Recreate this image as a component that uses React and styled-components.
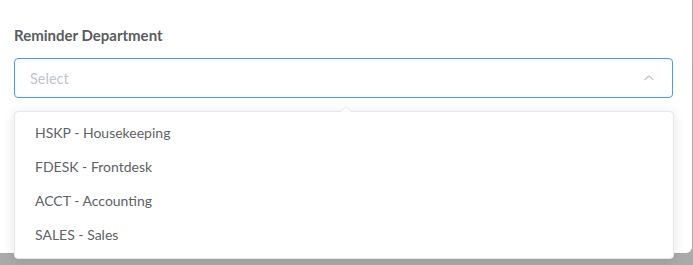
import React, { useState } from 'react';
import styled, { createGlobalStyle } from 'styled-components';

const GlobalStyle = createGlobalStyle`
    html, body {
        margin: 0;
        padding: 0;
        background: #ffffff;
        font-family: Lato, "Open Sans", sans-serif;
    }
`;

const Page = styled.div`
    min-height: 265px;
    background: #aaaaaa;
`;

const Panel = styled.div`
    position: relative;
    width: 692px;
    height: 253px;
    background: #ffffff;
    border-radius: 0 0 6px 0;
    padding: 25px 19px 0 14px;
    box-sizing: border-box;
`;

const Label = styled.div`
    font-size: 15px;
    font-weight: 700;
    color: #5a5c60;
    line-height: 20px;
    margin-bottom: 13px;
`;

const SelectBox = styled.div`
    position: relative;
    height: 40px;
    border: 1px solid ${props => (props.$open ? '#409eff' : '#dcdfe6')};
    border-radius: 4px;
    box-sizing: border-box;
    display: flex;
    align-items: center;
    justify-content: space-between;
    padding: 0 17px 0 15px;
    cursor: pointer;
`;

const Placeholder = styled.span`
    font-size: 14.5px;
    color: #c0c4cc;
`;

const Chevron = styled.svg`
    width: 12px;
    height: 12px;
    color: #c0c4cc;
`;

const Dropdown = styled.ul`
    position: absolute;
    top: 52px;
    left: -1px;
    right: -2px;
    margin: 0;
    padding: 4px 0 6px 0;
    list-style: none;
    background: #ffffff;
    border: 1px solid #e4e7ed;
    border-radius: 4px;
    box-shadow: 0 2px 12px rgba(0, 0, 0, 0.1);
    z-index: 10;

    &::before,
    &::after {
        content: '';
        position: absolute;
        left: 325px;
        width: 0;
        height: 0;
        border: 6px solid transparent;
        border-top-width: 0;
    }
    &::before {
        top: -6px;
        border-bottom-color: #e4e7ed;
    }
    &::after {
        top: -5px;
        border-bottom-color: #ffffff;
    }
`;

const Option = styled.li`
    height: 34px;
    line-height: 34px;
    padding: 0 20px;
    font-size: 14px;
    color: #606266;
    cursor: pointer;
    &:hover {
        background: #f5f7fa;
    }
`;

const departments = [
    'HSKP - Housekeeping',
    'FDESK - Frontdesk',
    'ACCT - Accounting',
    'SALES - Sales',
];

export default function App() {
    const [open, setOpen] = useState(true);

    return (
        <Page>
            <GlobalStyle />
            <Panel>
                <Label>Reminder Department</Label>
                <SelectBox $open={open} onClick={() => setOpen(o => !o)}>
                    <Placeholder>Select</Placeholder>
                    <Chevron viewBox="0 0 12 12" fill="none">
                        <path d="M1.5 8 L6 3.8 L10.5 8" stroke="currentColor" strokeWidth="1.2" />
                    </Chevron>
                    {open && (
                        <Dropdown>
                            {departments.map((d, index) => (
                                <Option key={index}>{d}</Option>
                            ))}
                        </Dropdown>
                    )}
                </SelectBox>
            </Panel>
        </Page>
    );
}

- - -

◆ Written request
In the data above, please extract the lines from the first one through the line with "z-index: 10;", exactly, and keep pictures out.

◆ Full response
Recreate this image as a component that uses React and styled-components.
import React, { useState } from 'react';
import styled, { createGlobalStyle } from 'styled-components';

const GlobalStyle = createGlobalStyle`
    html, body {
        margin: 0;
        padding: 0;
        background: #ffffff;
        font-family: Lato, "Open Sans", sans-serif;
    }
`;

const Page = styled.div`
    min-height: 265px;
    background: #aaaaaa;
`;

const Panel = styled.div`
    position: relative;
    width: 692px;
    height: 253px;
    background: #ffffff;
    border-radius: 0 0 6px 0;
    padding: 25px 19px 0 14px;
    box-sizing: border-box;
`;

const Label = styled.div`
    font-size: 15px;
    font-weight: 700;
    color: #5a5c60;
    line-height: 20px;
    margin-bottom: 13px;
`;

const SelectBox = styled.div`
    position: relative;
    height: 40px;
    border: 1px solid ${props => (props.$open ? '#409eff' : '#dcdfe6')};
    border-radius: 4px;
    box-sizing: border-box;
    display: flex;
    align-items: center;
    justify-content: space-between;
    padding: 0 17px 0 15px;
    cursor: pointer;
`;

const Placeholder = styled.span`
    font-size: 14.5px;
    color: #c0c4cc;
`;

const Chevron = styled.svg`
    width: 12px;
    height: 12px;
    color: #c0c4cc;
`;

const Dropdown = styled.ul`
    position: absolute;
    top: 52px;
    left: -1px;
    right: -2px;
    margin: 0;
    padding: 4px 0 6px 0;
    list-style: none;
    background: #ffffff;
    border: 1px solid #e4e7ed;
    border-radius: 4px;
    box-shadow: 0 2px 12px rgba(0, 0, 0, 0.1);
    z-index: 10;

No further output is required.